■ THE PROBLEM:
Skip the pictures, please, and write out exactly the lines from the opening of the data through the line containing "28px; font-weight: 700;".

■ SOURCE MATERIAL:
----
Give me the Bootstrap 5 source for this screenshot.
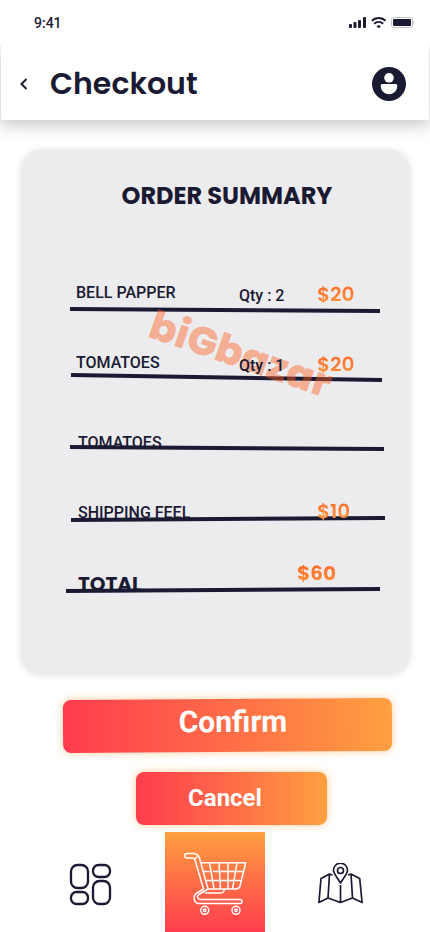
<!DOCTYPE html>
<html lang="en">
<head>
<meta charset="utf-8">
<meta name="viewport" content="width=device-width, initial-scale=1">
<title>Checkout</title>
<link href="https://cdn.jsdelivr.net/npm/bootstrap@5.3.0/dist/css/bootstrap.min.css" rel="stylesheet">
<style>
  :root { --ink: #1b1a33; --sun: #ffa040; --rose: #ff3c4e; }
  body { font-family: Roboto, "Liberation Sans", sans-serif; color: var(--ink); background: #fff; }
  .geo { font-family: Poppins, Inter, sans-serif; }
  svg { display: block; }

  .statusbar { height: 44px; padding: 2px 16px 0 34px; font-size: 14px; background: #fff; z-index: 2; }
  .topbar { height: 76px; margin: 0 1px; padding: 4px 23px 0 18px; background: #fff; box-shadow: 0 4px 16px rgba(0,0,0,.25); z-index: 1; }
  .topbar h1 { font-size: 30px; line-height: 40px; font-weight: 600; }
  .back { margin-right: 20px; }

  .summary { margin: 30px 21px 0 22px; padding: 32px 29px 81px 48px; background: #ececee; border-radius: 20px; box-shadow: 0 1px 8px rgba(0,0,0,.16); }
  .summary h2 { font-size: 24px; line-height: 28px; font-weight: 700; padding-left: 4px; margin-bottom: 32px; }

  .line-item { display: grid; grid-template-columns: 1fr 78px 63px; align-items: end; height: 70px; padding-left: 8px; }
  .line-item > * { grid-row: 1; }
  .item-name, .item-qty { font-size: 16px; line-height: 16px; font-weight: 500; padding-bottom: 1px; }
  .item-name { grid-column: 1; }
  .item-qty { grid-column: 2; position: relative; z-index: 3; }
  .item-price { grid-column: 3; justify-self: start; font-size: 20px; line-height: 20px; font-weight: 600; padding-bottom: 1px; position: relative; z-index: 3;
    color: transparent; background: linear-gradient(#ff6a2b, var(--sun)); -webkit-background-clip: text; background-clip: text; }
  .rule { grid-column: 1 / -1; width: calc(100% + 8px); height: 10px; margin: 0 0 -5px -8px; position: relative; z-index: 1; overflow: visible; }
  .rule line { stroke: var(--ink); stroke-width: 4; }
  .product { padding-left: 6px; }
  .product .rule { width: calc(100% + 6px); margin-left: -6px; }
  .product .item-name { padding-bottom: 11px; }
  .product .item-qty, .product .item-price { padding-bottom: 8px; }
  .wide-rule { margin-right: -4px; grid-template-columns: 1fr 78px 67px; }
  .item-total { margin-left: -4px; padding-left: 12px; grid-template-columns: 1fr 83px; }
  .item-total .rule { width: calc(100% + 12px); margin-left: -12px; }
  .item-total .item-name { font-size: 20px; line-height: 16px; font-weight: 700; padding-bottom: 0; }
  .item-total .item-price { grid-column: 2; padding-bottom: 9px; font-weight: 700; }

  .watermark { position: absolute; left: 76px; top: 88px; z-index: 2; font-size: 40px; line-height: 48px; font-weight: 800;
    color: rgba(255,96,33,.45); transform: rotate(19deg); pointer-events: none; }

  .action { border: 0; border-radius: 8px; height: 53px; color: #fff; font-weight: 700; background: linear-gradient(90deg, var(--rose), #ff6a48 48%, var(--sun)); box-shadow: 0 0 8px rgba(255,160,64,.5); }
  .action:hover { color: #fff; }
  .confirm { margin: 26px 38px 0 63px; padding: 0 0 8px 11px; font-size: 30px; line-height: 36px; transform: rotate(-.35deg); }
  .cancel { margin: 20px 103px 0 136px; padding: 0 13px 2px 0; font-size: 24px; line-height: 28px; }

  .tabs { gap: 53px; margin-top: 7px; padding-left: 2px; }
  .side-tab { padding-top: 4px; }
  .cart-tab { width: 100px; height: 100px; background: linear-gradient(var(--sun), var(--rose)); }
</style>
<script src="https://cdn.jsdelivr.net/npm/bootstrap@5.3.0/dist/js/bootstrap.bundle.min.js"></script>
</head>
<body>
<div class="d-flex flex-column min-vh-100">
  <div class="statusbar d-flex align-items-center justify-content-between position-relative">
    <span class="fw-medium">9:41</span>
    <svg width="67" height="12" viewBox="0 0 67 12" aria-hidden="true">
      <g fill="#1b1a33">
        <rect x="2" y="7" width="3" height="4" rx="1"/><rect x="6.500" y="5" width="3" height="6" rx="1"/>
        <rect x="11" y="3" width="3" height="8" rx="1"/><rect x="16" y="0" width="3" height="11" rx="1"/>
        <path d="M29.400 9.200l2.300 2 2.300-2a3.400 3.400 0 0 0-4.600 0z"/>
        <rect x="46" y="2" width="18" height="7" rx="1"/>
      </g>
      <path d="M24.800 3.700a10 10 0 0 1 13.800 0M27.200 6.700a6.500 6.500 0 0 1 9 0" fill="none" stroke="#1b1a33" stroke-width="1.900"/>
      <rect x="44.500" y=".5" width="21" height="10" rx="2.500" fill="none" stroke="#c3c3ca"/>
      <path d="M66 3.500v4q1-.6 1-2t-1-2z" fill="#c3c3ca"/>
    </svg>
  </div>

  <header class="topbar d-flex align-items-center position-relative">
    <a href="#" class="back" aria-label="Back">
      <svg width="11" height="16" viewBox="0 0 11 16"><path d="M7.500 3L2.500 8l5 5" fill="none" stroke="#1b1a33" stroke-width="2"/></svg>
    </a>
    <h1 class="geo m-0 flex-grow-1">Checkout</h1>
    <a href="#" aria-label="Account">
      <svg width="34" height="34" viewBox="0 0 34 34"><circle cx="17" cy="17" r="17" fill="#1b1a33"/><circle cx="17" cy="10.800" r="4.800" fill="#fff"/><path d="M8.700 18.500q0-1.500 1.500-1.500h13.600q1.500 0 1.500 1.500c0 5-3.500 8.700-8.300 8.700s-8.300-3.700-8.300-8.700z" fill="#fff"/></svg>
    </a>
  </header>

  <main class="d-flex flex-column">
    <section class="summary">
      <h2 class="geo text-center">ORDER SUMMARY</h2>
      <div class="position-relative">
        <ul class="list-unstyled m-0">
          <li class="line-item product">
            <span class="item-name">BELL PAPPER</span>
            <span class="item-qty">Qty : 2</span>
            <span class="item-price geo">$20</span>
            <svg class="rule" viewBox="0 0 310 10" preserveAspectRatio="none"><line x1="0" y1="2" x2="310" y2="4"/></svg>
          </li>
          <li class="line-item product">
            <span class="item-name">TOMATOES</span>
            <span class="item-qty">Qty : 1</span>
            <span class="item-price geo">$20</span>
            <svg class="rule" viewBox="0 0 310 10" preserveAspectRatio="none"><line x1="1" y1="-2" x2="312" y2="3"/></svg>
          </li>
          <li class="line-item wide-rule">
            <span class="item-name">TOMATOES</span>
            <svg class="rule" viewBox="0 0 310 10" preserveAspectRatio="none"><line x1="0" y1="0" x2="310" y2="2"/></svg>
          </li>
          <li class="line-item wide-rule">
            <span class="item-name">SHIPPING FEEL</span>
            <span class="item-price geo">$10</span>
            <svg class="rule" viewBox="0 0 310 10" preserveAspectRatio="none"><line x1="1" y1="3" x2="311" y2="1"/></svg>
          </li>
          <li class="line-item item-total">
            <span class="item-name geo">TOTAL</span>
            <span class="item-price geo">$60</span>
            <svg class="rule" viewBox="0 0 310 10" preserveAspectRatio="none"><line x1="0" y1="4" x2="310" y2="2"/></svg>
          </li>
        </ul>
        <div class="watermark geo">biGbazar</div>
      </div>
    </section>

    <button type="button" class="btn action confirm">Confirm</button>
    <button type="button" class="btn action cancel">Cancel</button>
  </main>

  <nav class="tabs d-flex justify-content-center align-items-center" aria-label="Main">
    <a href="#" class="side-tab" aria-label="Categories">
      <svg width="43" height="43" viewBox="0 0 43 43" fill="none" stroke="#1b1a33" stroke-width="2.300"><rect x="2" y="2" width="17" height="23" rx="6.500"/><rect x="24" y="2" width="17" height="12" rx="5.500"/><rect x="2" y="29" width="17" height="12" rx="5.500"/><rect x="24" y="18" width="17" height="23" rx="6.500"/></svg>
    </a>
    <a href="#" class="cart-tab" aria-label="Cart">
      <svg width="100" height="100" viewBox="0 0 100 100" fill="none" stroke="#fff" stroke-width="1.500" stroke-linejoin="round" stroke-linecap="round">
        <path d="M22 21.500h7q4 .5 5.500 4.500l8.500 31-9 5.500q-2 1.500-1.500 3t2.500 2H75a2 2 0 0 1 0 4H34c-5 0-7-7.500-2-10.500l6.500-4L30 28q-.5-2-3-2h-5a2.200 2.200 0 0 1 0-4.500M30 26.500l3.500-2.500M35.500 30.700h45.200L75 54q-1 3-4 3H43M40.500 61H55q4 0 4.500-3.500M48.500 39.500H78.500M38 39.500h6M40.500 48.500h36M44.500 30.700l4.500 26.300M54 30.700l1.500 26.300M63 30.700v26.300M72 30.700l-4.500 26.300"/>
        <circle cx="39.700" cy="78.300" r="4"/><circle cx="39.700" cy="78.300" r="1.200"/><circle cx="71" cy="78.300" r="4"/><circle cx="71" cy="78.300" r="1.200"/>
      </svg>
    </a>
    <a href="#" class="side-tab" aria-label="Map">
      <svg width="45" height="43" viewBox="0 0 45 43" fill="none" stroke="#1b1a33" stroke-width="1.700" stroke-linejoin="round"><path d="M14.500 12L11.500 11 3 15.500.9 39.500 10 35l12.500 4.500L34.500 35l9.600 4.500L41.700 15.500 33 11l-3 1M11.500 11L10 35M33 11l1.500 24M22.500 22v17.500M22.500 20c-4-6.500-7-9.500-7-12.800a7 7 0 0 1 14 0c0 3.300-3 6.300-7 12.800z"/><circle cx="22.500" cy="7.500" r="3"/></svg>
    </a>
  </nav>
</div>
</body>
</html>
----
■ RESPONSE:
Give me the Bootstrap 5 source for this screenshot.
<!DOCTYPE html>
<html lang="en">
<head>
<meta charset="utf-8">
<meta name="viewport" content="width=device-width, initial-scale=1">
<title>Checkout</title>
<link href="https://cdn.jsdelivr.net/npm/bootstrap@5.3.0/dist/css/bootstrap.min.css" rel="stylesheet">
<style>
  :root { --ink: #1b1a33; --sun: #ffa040; --rose: #ff3c4e; }
  body { font-family: Roboto, "Liberation Sans", sans-serif; color: var(--ink); background: #fff; }
  .geo { font-family: Poppins, Inter, sans-serif; }
  svg { display: block; }

  .statusbar { height: 44px; padding: 2px 16px 0 34px; font-size: 14px; background: #fff; z-index: 2; }
  .topbar { height: 76px; margin: 0 1px; padding: 4px 23px 0 18px; background: #fff; box-shadow: 0 4px 16px rgba(0,0,0,.25); z-index: 1; }
  .topbar h1 { font-size: 30px; line-height: 40px; font-weight: 600; }
  .back { margin-right: 20px; }

  .summary { margin: 30px 21px 0 22px; padding: 32px 29px 81px 48px; background: #ececee; border-radius: 20px; box-shadow: 0 1px 8px rgba(0,0,0,.16); }
  .summary h2 { font-size: 24px; line-height: 28px; font-weight: 700; padding-left: 4px; margin-bottom: 32px; }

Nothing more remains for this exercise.